ARKANSAS, January 22 (Future Headlines)- Rethink Energy, a leading research firm, recently released a comprehensive report delving into the battery raw material supply chains up to the year 2030. This in-depth analysis not only examines the current state of raw material prices but also explores their potential impact on future supply, addressing the crucial question of whether the current supply can meet the rising demand. The report further investigates battery cell prices and how they are expected to continue their downward trend amid increasing demand.

A notable shift in the discussion surrounds lithium, as its significant price drop since 2022 has altered the dynamics of battery raw materials. Previously, lithium was the primary focus for cathode and battery manufacturers seeking provenance-based subsidies. However, the substantial decline in lithium prices has reshaped the narrative, opening up opportunities for other options and considerations.

Nickel has emerged as a pivotal factor for manufacturers of high-nickel ternary batteries since October. This shift is anticipated to persist until 2026 when the lithium supply and demand equilibrium is projected to become more delicate. The subdued outlook for lithium prices is expected to persist, fueled by robust supply from sustained spodumene production and prevailing negative sentiment regarding future supply conditions.

Interestingly, lithium remains the most crucial price component for producers of lithium phosphate batteries. This divergence in importance underscores the varied preferences among companies based on their desired chemistries, creating a nuanced industry split that is also influenced by regional factors.

In 2023, there was a notable rebound in lithium-ion battery pack prices, decreasing from $151/kWh to $139/kWh year-over-year. The drop in lithium salt prices was attributed to oversupply in the market, driven by excess inventory from Chinese converters. High inventories are expected to keep lithium salt prices subdued for the foreseeable future, with potential extensions if supply continues to expand.

However, as brownfield lithium projects approach maximum capacity, the reliance on greenfield projects becomes imperative for sustained expansion. The low-price environment poses additional risks to the future supply landscape, with potential impacts on prices from 2026/2027 onward. Despite the continued fall in pack prices until around 2026, concerns arise regarding potential government intervention through tariffs to artificially maintain high prices.

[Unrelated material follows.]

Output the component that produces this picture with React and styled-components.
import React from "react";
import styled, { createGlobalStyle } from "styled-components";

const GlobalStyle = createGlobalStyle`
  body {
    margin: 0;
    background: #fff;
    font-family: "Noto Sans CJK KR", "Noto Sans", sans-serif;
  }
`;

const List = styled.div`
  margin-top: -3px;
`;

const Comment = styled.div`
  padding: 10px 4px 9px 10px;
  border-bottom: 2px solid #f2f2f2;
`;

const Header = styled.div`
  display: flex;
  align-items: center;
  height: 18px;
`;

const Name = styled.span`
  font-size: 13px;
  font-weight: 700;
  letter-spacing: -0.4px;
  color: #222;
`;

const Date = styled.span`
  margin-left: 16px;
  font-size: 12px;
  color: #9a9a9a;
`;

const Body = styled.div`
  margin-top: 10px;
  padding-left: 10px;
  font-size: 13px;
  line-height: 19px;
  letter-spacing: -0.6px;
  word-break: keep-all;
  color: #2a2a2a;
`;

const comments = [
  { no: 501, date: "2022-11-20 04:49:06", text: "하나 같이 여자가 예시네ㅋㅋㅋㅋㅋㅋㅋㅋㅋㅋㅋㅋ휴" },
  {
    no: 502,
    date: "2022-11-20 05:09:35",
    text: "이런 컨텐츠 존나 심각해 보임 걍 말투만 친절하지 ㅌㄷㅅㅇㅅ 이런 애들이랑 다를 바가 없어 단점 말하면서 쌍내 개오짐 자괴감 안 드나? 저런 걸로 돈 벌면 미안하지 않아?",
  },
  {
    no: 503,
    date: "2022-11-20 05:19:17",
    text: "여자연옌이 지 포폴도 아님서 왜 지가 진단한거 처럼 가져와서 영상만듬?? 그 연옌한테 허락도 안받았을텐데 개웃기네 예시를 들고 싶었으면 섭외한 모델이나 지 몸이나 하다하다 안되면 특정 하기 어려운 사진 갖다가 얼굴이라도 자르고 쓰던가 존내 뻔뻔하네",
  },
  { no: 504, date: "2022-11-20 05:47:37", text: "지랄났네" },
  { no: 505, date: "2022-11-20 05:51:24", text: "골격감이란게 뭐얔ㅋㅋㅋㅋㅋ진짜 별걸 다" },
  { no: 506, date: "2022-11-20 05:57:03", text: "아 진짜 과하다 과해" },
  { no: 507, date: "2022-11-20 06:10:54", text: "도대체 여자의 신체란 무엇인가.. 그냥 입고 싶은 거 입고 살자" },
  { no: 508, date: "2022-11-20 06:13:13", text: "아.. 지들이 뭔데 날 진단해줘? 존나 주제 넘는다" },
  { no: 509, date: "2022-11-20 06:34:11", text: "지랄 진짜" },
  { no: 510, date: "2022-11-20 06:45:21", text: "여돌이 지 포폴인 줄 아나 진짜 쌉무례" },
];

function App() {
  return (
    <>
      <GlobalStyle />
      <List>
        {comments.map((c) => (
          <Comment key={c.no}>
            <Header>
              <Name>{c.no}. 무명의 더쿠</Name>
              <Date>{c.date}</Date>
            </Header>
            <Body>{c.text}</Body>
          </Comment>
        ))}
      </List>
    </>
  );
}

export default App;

The European Union is identified as particularly vulnerable to such intervention, considering its ongoing reliance on Chinese supply and the region’s high energy costs resulting from the Russia-Ukraine war. Policy is expected to play a pivotal role, with the US Inflation Reduction Act creating parallel markets for high-cost chemicals like lithium salts and nickel sulfate.

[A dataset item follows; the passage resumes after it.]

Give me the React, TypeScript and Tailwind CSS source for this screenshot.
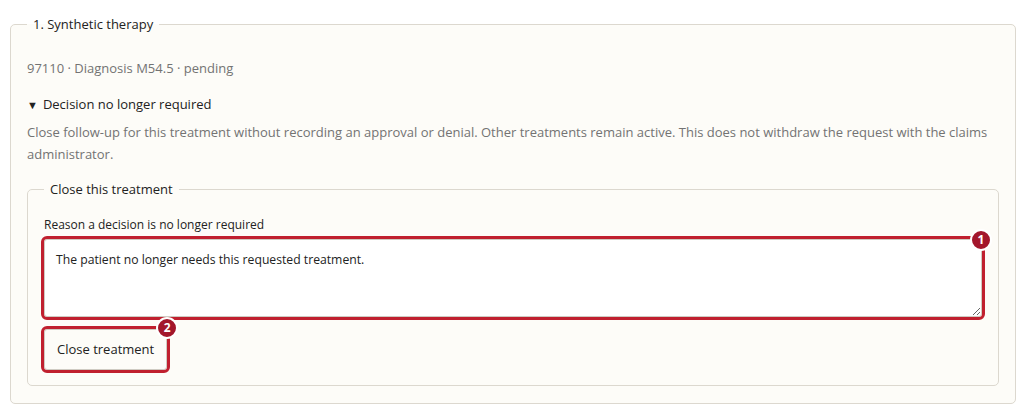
export default function App() {
  return (
    <div className="min-h-[417px] bg-white px-[10px] pt-[16px] font-['Open_Sans',Arial,sans-serif] text-[13px] text-[#222]">
      <fieldset className="rounded-[5px] border border-[#dcd8cf] bg-[#fdfcf8] px-4 pb-[17px]">
        <legend className="px-1.5 text-[13px] leading-[17px] text-[#222]">1. Synthetic therapy</legend>

        <p className="mt-[24px] leading-[22px] text-[#737373]">97110 · Diagnosis M54.5 · pending</p>

        <details open className="mt-[14px]">
          <summary className="cursor-pointer list-none leading-[22px] text-[#222]">
            <span className="mr-[5px] inline-block text-[11px]">▼</span>Decision no longer required
          </summary>
          <p className="mt-[5px] leading-[22px] text-[#737373]">
            Close follow-up for this treatment without recording an approval or denial. Other treatments remain active. This does not withdraw the request with the claims administrator.
          </p>

          <fieldset className="mt-[16px] rounded-[5px] border border-[#dcd8cf] px-4 pb-[15px]">
            <legend className="px-1.5 leading-[17px] text-[#222]">Close this treatment</legend>

            <label className="mt-[19px] block text-[12px] leading-[16px] text-[#222]">
              Reason a decision is no longer required
            </label>

            <div className="relative mt-[6px]">
              <textarea
                defaultValue="The patient no longer needs this requested treatment."
                className="block h-[78px] w-full resize-y rounded-[3px] border border-[#cfcbc2] bg-white px-[11px] py-[11px] text-[12.2px] leading-[18px] text-[#222] outline-3 outline-[#c0202f] outline-solid"
              />
              <Badge n={1} className="right-[-10px] top-[-10px]" />
            </div>

            <div className="mt-[12px] flex">
              <div className="relative">
                <button className="block h-[41px] rounded-[3px] border border-[#cfcbc2] bg-[#fdfcf8] px-[12px] text-[13px] text-[#222] outline-3 outline-[#c0202f] outline-solid">
                  Close treatment
                </button>
                <Badge n={2} className="right-[-11px] top-[-12px]" />
              </div>
            </div>
          </fieldset>
        </details>
      </fieldset>
    </div>
  )
}

function Badge({ n, className }: { n: number; className: string }) {
  return (
    <span
      className={`absolute flex h-[22px] w-[22px] items-center justify-center rounded-full border-2 border-white bg-[#a3162b] text-[12px] font-bold leading-none text-white ${className}`}
    >
      {n}
    </span>
  )
}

Companies are likely to find value in maintaining simple supply chains through strategic choices in battery chemistry. This simplicity not only enhances competitiveness and profitability but also facilitates eligibility for Inflation Reduction Act subsidies. The report emphasizes the significance of technological and chemical advancements, considering improvements in energy densities without proportional long-term cost implications.

The analysis goes beyond statistical considerations, incorporating forward-looking statements in the context of evolving supply and demand dynamics. Additionally, insights from industry figures and stakeholders provide a more nuanced understanding of industry sentiment and potential policy changes from relevant governments. As the world navigates the intricate landscape of battery raw materials, this report offers a comprehensive roadmap, shedding light on critical factors that will shape the future of the industry up to 2030.